**** RECORDS PROVIDED ****
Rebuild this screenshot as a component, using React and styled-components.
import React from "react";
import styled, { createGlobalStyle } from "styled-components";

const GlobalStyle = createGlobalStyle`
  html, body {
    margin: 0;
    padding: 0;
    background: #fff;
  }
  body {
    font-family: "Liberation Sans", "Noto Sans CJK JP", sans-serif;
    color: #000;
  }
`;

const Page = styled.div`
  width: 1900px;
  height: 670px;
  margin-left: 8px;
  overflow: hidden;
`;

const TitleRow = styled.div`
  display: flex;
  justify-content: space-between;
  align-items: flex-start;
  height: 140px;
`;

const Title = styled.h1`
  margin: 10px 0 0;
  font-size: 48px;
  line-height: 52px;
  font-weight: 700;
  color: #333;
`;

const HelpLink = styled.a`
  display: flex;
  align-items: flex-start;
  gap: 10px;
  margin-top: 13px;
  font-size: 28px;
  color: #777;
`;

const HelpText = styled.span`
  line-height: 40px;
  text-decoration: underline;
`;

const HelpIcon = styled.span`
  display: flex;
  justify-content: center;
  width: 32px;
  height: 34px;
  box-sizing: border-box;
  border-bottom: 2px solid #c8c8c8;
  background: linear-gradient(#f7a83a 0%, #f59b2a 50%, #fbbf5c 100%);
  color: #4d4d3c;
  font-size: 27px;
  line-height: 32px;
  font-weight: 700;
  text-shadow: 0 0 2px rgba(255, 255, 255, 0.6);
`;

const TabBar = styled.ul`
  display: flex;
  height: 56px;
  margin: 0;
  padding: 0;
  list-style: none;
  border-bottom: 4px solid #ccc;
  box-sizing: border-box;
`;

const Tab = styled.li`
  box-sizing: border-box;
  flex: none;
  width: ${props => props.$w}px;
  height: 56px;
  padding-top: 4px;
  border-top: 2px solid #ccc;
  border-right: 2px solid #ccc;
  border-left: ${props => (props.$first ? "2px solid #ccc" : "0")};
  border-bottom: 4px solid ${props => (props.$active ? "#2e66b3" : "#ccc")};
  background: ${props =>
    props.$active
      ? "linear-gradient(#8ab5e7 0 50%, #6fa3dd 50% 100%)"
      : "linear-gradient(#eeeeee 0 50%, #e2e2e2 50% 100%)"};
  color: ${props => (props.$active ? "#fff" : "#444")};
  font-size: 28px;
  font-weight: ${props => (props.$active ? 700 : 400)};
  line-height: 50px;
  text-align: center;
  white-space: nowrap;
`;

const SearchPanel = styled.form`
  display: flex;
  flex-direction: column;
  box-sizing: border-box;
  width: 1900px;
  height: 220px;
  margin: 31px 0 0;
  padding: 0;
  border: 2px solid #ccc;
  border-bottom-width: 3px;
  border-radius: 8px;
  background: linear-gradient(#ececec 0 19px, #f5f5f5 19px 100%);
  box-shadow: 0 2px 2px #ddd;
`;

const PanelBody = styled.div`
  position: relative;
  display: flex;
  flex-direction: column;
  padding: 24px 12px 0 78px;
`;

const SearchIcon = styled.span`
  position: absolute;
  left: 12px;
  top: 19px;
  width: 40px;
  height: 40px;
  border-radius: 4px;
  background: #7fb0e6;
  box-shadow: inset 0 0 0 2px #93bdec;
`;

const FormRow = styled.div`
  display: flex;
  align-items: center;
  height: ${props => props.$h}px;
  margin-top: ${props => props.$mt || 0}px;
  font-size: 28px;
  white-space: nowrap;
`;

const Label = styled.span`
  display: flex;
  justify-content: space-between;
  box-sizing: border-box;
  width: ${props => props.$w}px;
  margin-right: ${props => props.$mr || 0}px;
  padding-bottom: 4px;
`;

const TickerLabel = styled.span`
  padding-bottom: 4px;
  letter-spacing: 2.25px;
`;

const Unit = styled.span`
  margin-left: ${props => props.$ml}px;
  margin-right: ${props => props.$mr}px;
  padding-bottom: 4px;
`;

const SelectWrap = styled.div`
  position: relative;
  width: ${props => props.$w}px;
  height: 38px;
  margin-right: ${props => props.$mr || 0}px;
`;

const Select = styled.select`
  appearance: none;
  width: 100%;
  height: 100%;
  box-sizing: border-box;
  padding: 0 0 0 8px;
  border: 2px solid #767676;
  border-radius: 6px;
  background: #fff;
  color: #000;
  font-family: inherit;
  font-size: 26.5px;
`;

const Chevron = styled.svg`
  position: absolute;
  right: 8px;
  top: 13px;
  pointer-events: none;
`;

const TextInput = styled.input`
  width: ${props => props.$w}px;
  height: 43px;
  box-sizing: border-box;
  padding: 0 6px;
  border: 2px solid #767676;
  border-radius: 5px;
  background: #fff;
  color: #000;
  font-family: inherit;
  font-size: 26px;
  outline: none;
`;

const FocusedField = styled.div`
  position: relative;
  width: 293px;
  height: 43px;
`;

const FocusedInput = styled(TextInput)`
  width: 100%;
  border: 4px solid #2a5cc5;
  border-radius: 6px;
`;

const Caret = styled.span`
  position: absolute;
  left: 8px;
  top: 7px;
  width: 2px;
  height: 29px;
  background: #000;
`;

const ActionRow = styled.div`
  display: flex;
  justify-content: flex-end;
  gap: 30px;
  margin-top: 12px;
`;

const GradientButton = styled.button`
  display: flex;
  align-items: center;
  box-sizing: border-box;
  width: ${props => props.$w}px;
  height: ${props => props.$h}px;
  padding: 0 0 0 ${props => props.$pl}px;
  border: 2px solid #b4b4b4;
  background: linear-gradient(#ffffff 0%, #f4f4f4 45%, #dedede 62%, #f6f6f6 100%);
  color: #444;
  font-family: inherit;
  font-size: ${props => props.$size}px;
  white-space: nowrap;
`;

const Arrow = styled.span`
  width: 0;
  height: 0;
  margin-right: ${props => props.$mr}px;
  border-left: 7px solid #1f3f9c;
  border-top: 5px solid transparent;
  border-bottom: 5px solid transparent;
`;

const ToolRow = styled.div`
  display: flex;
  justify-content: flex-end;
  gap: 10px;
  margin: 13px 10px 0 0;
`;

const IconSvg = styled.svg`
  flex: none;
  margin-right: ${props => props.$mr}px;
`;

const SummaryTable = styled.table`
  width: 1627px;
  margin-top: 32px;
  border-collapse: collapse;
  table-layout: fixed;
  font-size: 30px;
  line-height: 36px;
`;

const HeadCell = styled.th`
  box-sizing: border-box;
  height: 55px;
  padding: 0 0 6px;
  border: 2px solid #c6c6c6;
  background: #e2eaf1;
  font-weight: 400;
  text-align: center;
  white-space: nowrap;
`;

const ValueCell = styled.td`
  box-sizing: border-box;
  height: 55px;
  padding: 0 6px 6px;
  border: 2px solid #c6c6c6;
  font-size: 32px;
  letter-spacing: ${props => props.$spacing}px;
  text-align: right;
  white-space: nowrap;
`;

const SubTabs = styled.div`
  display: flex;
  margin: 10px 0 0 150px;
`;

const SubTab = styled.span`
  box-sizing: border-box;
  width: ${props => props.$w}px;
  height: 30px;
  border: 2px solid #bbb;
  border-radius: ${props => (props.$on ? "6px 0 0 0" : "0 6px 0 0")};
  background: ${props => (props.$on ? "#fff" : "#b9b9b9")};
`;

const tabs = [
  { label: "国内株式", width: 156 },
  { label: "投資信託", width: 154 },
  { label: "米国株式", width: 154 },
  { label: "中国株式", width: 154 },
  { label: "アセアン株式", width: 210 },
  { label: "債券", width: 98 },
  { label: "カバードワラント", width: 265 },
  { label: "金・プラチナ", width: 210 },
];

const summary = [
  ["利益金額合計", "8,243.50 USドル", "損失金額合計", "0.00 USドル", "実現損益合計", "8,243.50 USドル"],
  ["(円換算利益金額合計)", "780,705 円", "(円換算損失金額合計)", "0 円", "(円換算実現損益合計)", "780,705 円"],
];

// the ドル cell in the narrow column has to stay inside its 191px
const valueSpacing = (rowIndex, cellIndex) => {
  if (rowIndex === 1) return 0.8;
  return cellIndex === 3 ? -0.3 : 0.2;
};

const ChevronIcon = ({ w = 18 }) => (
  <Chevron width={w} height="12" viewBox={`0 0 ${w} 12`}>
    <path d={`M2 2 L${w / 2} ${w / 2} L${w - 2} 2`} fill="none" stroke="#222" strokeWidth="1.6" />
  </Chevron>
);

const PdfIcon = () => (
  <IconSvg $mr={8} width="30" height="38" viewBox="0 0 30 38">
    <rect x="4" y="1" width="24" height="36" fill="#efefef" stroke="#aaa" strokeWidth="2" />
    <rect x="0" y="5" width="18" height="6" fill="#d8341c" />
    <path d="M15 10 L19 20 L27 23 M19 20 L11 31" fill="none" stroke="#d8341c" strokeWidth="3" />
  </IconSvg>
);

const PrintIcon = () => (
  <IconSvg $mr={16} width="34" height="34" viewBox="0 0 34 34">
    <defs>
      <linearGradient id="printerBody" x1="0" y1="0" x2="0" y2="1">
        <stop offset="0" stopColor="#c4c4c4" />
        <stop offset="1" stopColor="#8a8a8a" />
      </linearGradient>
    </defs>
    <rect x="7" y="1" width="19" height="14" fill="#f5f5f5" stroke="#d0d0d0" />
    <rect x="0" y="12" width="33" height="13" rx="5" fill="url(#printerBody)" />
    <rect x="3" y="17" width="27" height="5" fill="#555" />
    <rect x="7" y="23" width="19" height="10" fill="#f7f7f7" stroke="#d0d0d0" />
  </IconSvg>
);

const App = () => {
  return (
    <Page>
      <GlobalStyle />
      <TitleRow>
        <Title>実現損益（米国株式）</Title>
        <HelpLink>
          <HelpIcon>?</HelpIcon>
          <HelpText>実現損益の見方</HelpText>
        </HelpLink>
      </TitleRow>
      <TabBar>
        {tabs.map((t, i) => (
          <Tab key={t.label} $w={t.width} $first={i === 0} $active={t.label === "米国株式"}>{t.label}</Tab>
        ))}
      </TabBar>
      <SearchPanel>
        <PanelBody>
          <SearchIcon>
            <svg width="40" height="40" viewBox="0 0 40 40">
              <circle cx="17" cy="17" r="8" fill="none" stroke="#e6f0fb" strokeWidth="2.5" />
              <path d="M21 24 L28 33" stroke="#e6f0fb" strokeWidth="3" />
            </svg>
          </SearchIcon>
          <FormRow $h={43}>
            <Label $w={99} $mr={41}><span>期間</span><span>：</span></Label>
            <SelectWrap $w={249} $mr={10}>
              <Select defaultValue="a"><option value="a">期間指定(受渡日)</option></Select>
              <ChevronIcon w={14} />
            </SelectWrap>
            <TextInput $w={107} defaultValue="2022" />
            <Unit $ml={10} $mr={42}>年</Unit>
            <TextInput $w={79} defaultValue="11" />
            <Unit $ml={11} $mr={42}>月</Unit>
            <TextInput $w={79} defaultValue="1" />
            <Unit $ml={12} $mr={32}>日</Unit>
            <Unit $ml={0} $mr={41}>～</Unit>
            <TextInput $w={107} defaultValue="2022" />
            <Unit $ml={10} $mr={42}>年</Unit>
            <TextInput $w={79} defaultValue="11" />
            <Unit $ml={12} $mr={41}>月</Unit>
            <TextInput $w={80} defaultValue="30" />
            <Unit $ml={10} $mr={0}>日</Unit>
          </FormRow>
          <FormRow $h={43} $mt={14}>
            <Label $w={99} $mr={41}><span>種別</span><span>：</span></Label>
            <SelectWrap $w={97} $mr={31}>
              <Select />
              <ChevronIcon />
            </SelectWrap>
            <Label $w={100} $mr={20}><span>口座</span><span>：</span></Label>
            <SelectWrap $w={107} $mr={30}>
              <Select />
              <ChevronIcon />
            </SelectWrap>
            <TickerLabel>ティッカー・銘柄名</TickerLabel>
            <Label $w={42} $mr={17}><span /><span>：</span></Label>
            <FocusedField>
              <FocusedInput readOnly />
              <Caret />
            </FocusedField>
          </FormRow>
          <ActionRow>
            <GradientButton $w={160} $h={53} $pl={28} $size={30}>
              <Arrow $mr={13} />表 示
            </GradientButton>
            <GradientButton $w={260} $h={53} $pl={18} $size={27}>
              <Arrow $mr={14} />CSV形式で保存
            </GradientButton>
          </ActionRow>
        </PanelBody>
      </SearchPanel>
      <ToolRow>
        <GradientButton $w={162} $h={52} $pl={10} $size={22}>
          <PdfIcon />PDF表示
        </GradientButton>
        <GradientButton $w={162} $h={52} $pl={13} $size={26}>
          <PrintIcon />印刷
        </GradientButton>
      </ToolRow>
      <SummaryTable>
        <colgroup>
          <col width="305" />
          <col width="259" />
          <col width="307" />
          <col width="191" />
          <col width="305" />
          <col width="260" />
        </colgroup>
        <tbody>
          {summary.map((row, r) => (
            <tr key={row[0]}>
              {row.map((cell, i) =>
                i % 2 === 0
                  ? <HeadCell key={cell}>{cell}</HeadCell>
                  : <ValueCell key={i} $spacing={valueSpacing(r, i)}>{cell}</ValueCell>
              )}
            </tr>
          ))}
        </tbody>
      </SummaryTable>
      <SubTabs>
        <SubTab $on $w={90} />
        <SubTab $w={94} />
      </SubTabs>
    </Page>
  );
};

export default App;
****
**** RECORDS PROVIDED ****
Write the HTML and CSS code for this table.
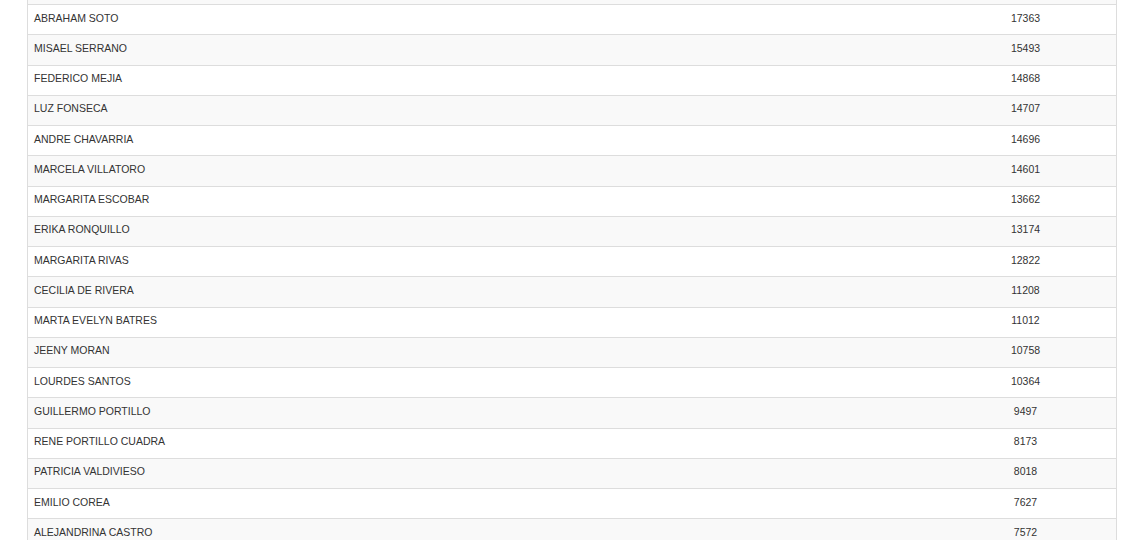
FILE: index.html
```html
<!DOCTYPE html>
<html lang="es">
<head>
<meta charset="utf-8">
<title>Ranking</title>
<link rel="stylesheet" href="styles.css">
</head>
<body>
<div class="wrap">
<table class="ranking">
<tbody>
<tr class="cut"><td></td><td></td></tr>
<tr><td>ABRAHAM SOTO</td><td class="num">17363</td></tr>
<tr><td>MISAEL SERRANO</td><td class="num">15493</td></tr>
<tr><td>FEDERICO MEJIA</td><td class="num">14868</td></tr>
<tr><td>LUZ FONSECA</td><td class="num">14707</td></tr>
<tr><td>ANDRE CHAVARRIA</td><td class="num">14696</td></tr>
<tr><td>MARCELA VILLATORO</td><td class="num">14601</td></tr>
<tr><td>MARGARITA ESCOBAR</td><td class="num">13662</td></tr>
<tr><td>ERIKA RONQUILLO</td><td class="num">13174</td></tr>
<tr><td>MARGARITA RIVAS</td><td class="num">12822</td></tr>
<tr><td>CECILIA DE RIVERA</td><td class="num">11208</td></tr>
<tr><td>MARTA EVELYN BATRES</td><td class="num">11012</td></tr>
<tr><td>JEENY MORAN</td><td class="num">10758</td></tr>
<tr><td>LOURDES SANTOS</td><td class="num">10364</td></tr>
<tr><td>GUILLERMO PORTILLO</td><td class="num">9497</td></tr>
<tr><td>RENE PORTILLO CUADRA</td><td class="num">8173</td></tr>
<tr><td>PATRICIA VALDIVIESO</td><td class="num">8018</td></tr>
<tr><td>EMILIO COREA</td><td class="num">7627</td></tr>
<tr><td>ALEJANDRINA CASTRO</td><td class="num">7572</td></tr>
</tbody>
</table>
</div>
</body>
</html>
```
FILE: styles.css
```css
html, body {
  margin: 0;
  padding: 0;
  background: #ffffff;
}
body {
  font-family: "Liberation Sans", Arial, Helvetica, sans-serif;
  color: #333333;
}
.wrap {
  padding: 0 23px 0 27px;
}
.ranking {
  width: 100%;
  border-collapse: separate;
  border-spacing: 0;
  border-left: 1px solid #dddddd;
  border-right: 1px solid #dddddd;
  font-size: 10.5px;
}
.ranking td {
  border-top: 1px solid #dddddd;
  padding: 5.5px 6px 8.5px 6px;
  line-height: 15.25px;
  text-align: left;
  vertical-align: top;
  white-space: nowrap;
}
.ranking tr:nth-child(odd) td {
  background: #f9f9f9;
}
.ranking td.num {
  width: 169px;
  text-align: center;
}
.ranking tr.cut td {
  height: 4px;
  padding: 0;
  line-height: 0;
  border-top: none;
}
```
****
**** RECORDS PROVIDED ****
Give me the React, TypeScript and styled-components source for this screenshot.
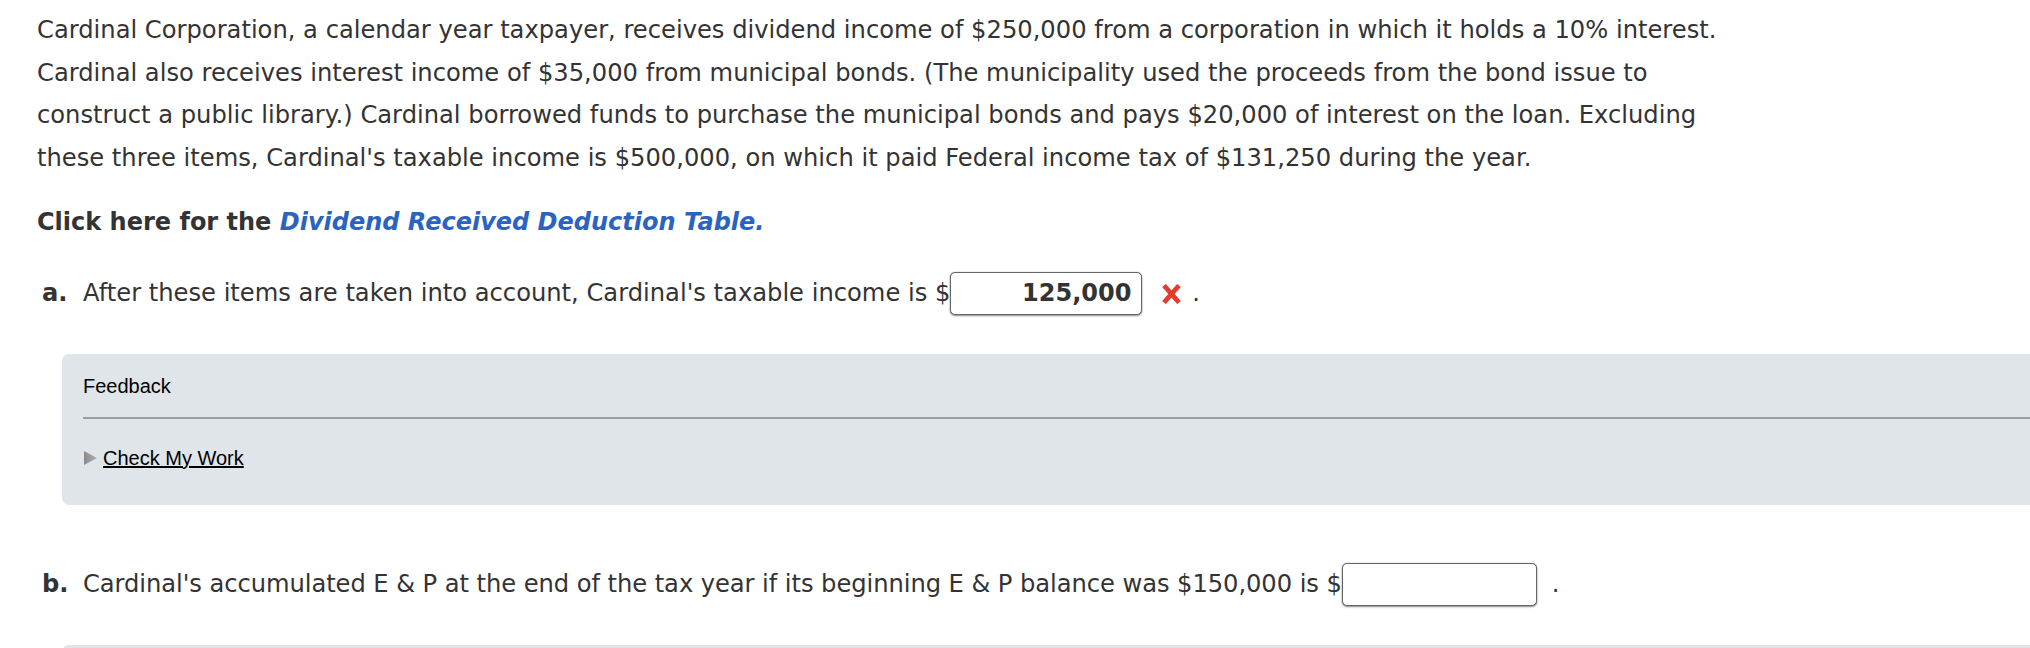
****
_GIVEN EXERCISE:_ Give the number of lines in the entries that include the string "React", and nothing more.

_EXERCISE OUTPUT:_ 3